The soundtrack's creation was headed by Richard Halligan, who composed and arranged the selections. Screenwriter Buck Henry is credited with writing all five album tracks while Thomas Z. Shepard served as the album's sole producer. Rather than five individual songs, the 8-track cartridge of the soundtrack features "Highlights from Buck Henry's Hilarious Screenplay" in four consecutive parts.

== Critical reception ==

Criticism towards the soundtrack was aimed at the absence of Streisand's vocals. AllMusic's William Ruhlmann awarded The Owl and the Pussycat 1.5 out of 5 stars. He suggested that the soundtrack was Streisand's least successful because the album's songs featured the singer talking and enduring in "endless bickering" instead of actually singing and performing with live vocals. The staff members at Billboard noted the influence of rock and big band-style music and wrote that "the music that is heard [...] fits in with the dialogue quite well". Concluding, they wrote: "the dialog itself runs the gamut from absurdly sublime material to simply ridiculous material".

Professional ratings
Review scores
| Source | Rating |
| AllMusic | Star Half star |

== Commercial performance ==
In the United States, the album debuted at the bottom position on the Billboard 200 chart on February 6, 1971. It later peaked at number 186, becoming Streisand's lowest-charting entry of her entire career, behind 1967's A Christmas Album and 1970's On a Clear Day You Can See Forever, which both peaked at number 108. However, the soundtrack fared better for Segal, as his previous highest-peaking record was The Yama Yama Man, which peaked at number 199 in September 1967. On Canada's Top Albums chart conducted and published by RPM, The Owl and the Pussycat debuted at number 85 during the week ending January 16, 1971. It eventually peaked at number 74.

== Track listing ==
All tracks written by Buck Henry and produced by Thomas Z. Shepard.

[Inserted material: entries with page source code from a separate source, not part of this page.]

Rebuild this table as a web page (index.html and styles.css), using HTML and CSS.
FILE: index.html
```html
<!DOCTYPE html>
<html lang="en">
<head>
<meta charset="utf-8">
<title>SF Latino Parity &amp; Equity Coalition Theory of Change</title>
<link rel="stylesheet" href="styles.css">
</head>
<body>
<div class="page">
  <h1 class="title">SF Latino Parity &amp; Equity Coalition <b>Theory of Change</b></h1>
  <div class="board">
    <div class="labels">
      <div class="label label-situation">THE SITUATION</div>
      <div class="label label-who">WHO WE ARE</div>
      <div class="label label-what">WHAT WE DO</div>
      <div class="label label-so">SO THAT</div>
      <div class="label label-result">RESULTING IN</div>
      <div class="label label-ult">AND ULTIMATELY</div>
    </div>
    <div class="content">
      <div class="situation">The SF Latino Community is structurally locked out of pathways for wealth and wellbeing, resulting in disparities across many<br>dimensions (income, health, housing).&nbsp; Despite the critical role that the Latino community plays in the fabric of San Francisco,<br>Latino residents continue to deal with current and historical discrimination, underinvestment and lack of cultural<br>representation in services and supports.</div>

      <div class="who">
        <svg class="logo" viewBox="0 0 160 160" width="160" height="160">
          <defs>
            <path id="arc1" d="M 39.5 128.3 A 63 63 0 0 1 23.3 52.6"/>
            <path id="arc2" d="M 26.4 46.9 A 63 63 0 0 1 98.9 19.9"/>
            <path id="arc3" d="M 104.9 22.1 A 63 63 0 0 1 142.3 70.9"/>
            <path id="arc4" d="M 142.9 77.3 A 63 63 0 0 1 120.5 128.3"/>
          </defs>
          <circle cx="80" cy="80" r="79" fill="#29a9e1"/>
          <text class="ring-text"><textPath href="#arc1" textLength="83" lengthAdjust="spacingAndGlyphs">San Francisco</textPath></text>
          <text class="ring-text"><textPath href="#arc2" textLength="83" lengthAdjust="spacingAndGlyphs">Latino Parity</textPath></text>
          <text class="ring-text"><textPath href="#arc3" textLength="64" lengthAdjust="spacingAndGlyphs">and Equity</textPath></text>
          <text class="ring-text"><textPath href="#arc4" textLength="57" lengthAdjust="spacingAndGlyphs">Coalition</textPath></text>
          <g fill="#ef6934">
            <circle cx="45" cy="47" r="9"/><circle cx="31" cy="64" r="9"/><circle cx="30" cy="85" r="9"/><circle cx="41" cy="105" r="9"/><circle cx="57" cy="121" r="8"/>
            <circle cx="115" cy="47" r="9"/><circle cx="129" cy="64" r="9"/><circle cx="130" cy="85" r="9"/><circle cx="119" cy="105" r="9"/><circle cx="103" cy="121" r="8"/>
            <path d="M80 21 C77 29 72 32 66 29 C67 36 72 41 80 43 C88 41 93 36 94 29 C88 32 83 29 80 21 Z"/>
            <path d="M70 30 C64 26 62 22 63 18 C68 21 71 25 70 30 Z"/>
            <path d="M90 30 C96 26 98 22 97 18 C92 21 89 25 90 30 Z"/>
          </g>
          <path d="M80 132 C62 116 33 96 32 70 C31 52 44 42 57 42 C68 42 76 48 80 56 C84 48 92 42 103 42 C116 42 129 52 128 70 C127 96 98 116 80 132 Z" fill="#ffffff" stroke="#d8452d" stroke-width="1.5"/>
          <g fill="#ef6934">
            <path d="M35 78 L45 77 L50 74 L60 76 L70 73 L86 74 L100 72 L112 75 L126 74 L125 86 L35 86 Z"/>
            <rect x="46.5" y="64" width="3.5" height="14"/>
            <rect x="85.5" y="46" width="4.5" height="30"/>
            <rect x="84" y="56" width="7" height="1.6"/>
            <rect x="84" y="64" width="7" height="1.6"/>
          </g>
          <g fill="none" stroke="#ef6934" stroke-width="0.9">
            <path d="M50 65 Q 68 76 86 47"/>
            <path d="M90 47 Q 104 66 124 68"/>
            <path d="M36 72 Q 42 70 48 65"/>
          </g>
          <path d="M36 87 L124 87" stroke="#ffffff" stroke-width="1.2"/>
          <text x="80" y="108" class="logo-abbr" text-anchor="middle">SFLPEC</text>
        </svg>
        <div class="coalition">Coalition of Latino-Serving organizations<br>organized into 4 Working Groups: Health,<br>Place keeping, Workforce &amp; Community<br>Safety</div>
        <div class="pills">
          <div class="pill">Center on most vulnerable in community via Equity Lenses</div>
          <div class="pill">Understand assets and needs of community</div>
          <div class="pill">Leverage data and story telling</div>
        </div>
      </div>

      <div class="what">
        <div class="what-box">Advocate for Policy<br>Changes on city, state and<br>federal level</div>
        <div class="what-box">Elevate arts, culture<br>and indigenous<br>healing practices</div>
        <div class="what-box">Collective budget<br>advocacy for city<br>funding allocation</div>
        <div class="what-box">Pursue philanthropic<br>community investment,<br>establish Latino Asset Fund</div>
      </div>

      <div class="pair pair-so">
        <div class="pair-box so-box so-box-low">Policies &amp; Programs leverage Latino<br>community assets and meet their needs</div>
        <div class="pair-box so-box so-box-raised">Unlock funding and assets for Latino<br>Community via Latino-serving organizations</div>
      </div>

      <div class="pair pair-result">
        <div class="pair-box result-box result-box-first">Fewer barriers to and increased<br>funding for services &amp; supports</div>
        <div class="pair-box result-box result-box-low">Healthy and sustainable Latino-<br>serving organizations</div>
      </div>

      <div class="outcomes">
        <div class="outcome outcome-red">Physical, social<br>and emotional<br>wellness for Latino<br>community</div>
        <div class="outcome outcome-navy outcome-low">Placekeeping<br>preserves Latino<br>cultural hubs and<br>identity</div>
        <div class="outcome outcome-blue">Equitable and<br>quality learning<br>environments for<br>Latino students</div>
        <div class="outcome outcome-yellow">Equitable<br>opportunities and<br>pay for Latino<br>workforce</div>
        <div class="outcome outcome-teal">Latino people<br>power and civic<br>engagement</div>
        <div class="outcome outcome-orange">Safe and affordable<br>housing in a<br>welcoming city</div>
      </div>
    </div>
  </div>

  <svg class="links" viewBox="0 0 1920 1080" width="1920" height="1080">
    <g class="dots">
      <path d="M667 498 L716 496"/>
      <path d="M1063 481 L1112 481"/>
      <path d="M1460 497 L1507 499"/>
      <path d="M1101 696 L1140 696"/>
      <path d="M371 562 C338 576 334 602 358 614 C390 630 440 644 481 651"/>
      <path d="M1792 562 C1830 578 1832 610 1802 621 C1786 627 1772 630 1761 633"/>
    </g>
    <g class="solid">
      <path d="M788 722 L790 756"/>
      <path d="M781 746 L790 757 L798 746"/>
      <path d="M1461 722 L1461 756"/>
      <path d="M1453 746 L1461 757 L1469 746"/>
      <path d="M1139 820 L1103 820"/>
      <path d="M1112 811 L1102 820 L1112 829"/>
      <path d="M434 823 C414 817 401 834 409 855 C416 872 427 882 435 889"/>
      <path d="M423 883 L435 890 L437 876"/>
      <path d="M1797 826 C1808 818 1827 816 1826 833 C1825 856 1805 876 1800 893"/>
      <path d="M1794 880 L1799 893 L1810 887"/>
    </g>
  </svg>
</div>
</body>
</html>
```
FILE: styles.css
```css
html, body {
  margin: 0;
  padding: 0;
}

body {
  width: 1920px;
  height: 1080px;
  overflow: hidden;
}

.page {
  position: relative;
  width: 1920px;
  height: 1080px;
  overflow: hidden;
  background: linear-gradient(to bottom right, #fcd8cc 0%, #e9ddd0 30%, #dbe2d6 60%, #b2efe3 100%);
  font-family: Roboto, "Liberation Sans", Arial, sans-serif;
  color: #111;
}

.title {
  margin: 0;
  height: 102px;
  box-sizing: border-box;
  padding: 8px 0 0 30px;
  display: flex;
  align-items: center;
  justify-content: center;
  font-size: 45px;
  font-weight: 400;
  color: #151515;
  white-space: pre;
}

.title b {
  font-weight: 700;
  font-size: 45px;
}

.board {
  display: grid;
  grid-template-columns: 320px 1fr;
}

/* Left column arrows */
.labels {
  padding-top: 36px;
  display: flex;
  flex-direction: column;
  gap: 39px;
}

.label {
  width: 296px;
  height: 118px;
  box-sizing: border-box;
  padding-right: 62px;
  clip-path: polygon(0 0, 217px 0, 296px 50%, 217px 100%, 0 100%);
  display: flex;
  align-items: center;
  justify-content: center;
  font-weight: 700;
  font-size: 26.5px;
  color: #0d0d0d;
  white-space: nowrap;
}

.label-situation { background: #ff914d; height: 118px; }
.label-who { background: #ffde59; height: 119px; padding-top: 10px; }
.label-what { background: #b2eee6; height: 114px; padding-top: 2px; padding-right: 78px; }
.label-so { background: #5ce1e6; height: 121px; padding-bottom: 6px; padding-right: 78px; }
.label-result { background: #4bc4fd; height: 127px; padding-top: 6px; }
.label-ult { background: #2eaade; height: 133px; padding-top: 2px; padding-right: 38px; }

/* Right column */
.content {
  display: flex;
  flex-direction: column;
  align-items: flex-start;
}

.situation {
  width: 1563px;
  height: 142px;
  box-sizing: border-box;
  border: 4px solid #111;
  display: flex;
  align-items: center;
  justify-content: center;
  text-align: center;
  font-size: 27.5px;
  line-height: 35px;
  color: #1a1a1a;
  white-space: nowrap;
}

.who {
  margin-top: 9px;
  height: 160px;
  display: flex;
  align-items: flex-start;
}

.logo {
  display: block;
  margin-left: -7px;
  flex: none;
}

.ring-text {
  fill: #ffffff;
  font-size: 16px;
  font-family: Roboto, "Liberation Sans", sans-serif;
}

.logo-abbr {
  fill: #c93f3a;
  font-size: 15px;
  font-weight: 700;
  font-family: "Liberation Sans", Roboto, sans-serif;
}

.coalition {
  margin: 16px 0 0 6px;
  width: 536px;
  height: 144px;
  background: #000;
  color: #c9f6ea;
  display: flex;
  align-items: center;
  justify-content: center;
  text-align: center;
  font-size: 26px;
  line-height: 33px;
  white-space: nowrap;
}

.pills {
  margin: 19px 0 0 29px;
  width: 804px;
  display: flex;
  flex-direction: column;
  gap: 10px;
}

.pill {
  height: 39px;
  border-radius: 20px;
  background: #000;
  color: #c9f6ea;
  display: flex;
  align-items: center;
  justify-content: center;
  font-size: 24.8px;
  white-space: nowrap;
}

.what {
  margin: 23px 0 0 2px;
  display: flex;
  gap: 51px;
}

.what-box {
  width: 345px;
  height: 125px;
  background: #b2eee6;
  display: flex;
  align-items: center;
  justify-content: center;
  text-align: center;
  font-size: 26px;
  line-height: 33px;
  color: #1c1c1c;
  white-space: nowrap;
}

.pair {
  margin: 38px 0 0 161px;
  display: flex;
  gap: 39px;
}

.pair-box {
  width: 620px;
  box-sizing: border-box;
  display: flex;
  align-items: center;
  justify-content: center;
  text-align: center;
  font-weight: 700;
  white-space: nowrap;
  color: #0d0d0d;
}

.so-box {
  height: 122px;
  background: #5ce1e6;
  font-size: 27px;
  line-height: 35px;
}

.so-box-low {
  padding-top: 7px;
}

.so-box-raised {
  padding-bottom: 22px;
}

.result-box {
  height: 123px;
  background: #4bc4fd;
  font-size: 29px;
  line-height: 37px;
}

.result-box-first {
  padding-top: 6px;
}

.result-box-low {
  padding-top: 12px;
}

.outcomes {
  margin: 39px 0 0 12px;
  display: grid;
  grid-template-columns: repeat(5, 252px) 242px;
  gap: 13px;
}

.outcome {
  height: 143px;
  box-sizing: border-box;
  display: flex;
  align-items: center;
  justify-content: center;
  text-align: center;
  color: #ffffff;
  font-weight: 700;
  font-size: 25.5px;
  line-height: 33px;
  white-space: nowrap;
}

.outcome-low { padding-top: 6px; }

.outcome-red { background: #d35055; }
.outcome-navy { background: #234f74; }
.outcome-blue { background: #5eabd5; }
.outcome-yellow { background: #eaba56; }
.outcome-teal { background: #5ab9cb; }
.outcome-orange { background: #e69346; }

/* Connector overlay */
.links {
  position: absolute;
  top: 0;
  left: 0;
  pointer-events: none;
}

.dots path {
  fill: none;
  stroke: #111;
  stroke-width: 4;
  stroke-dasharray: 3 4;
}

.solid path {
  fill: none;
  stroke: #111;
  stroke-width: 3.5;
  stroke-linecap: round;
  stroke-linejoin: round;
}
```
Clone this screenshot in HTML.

An alternate edition of the soundtrack was released on 8-track cartridge and cassette tape, divided into four tracks instead of five.

The Owl and the Pussycat (Comedy Highlights and Music from the Soundtrack) – Standard edition
| No. | Title | Length |
|---|---|---|
| 1. | "The Confrontation" | 11:18 |
| 2. | "The Warmup" | 9:55 |
| 3. | "The Seduction" | 4:01 |
| 4. | "The Morning After" | 11:05 |
| 5. | "The Reunion" | 10:22 |
| Total length: |  | 46:41 |

The Owl and the Pussycat (Comedy Highlights and Music from the Soundtrack) – 8-track cartridge edition
| No. | Title | Length |
|---|---|---|
| 1. | "Highlights from Buck Henry's Hilarious Screenplay" (Part 1) | 11:36 |
| 2. | "Highlights from Buck Henry's Hilarious Screenplay" (Part 2) | 11:36 |
| 3. | "Highlights from Buck Henry's Hilarious Screenplay" (Part 3) | 11:36 |
| 4. | "Highlights from Buck Henry's Hilarious Screenplay" (Part 4) | 11:36 |
| Total length: |  | 46:24 |

== Personnel ==

- Barbra Streisand – dialogue
- George Segal – dialogue
- Blood, Sweat & Tears – music
- Richard Halligan – composer, arranger
- Buck Henry – writer

- Al Hirschfield – illustrations
- Arthur Kendy – engineering
- Steve Schiffman – liner notes
- Thomas Z. Shepard – producer

== Charts ==

Weekly chart performance for The Owl and the Pussycat (soundtrack)
| Chart (1971) | Peak position |
|---|---|
| Canada Top Albums/CDs (RPM) | 74 |
| US Billboard 200 | 186 |

== Release history ==

| Region | Date | Format(s) | Label | Ref. |
| United States | December 19, 1970 | LP | Columbia |  |
| 8-track cartridge |  |

=== Instrumentals ===
Blood, Sweat & Tears released all the film's instrumental and incidental compositions on Rare, Rarer & Rarest, a 2013 compilation album that also includes outtakes from The Owl and the Pussycat score.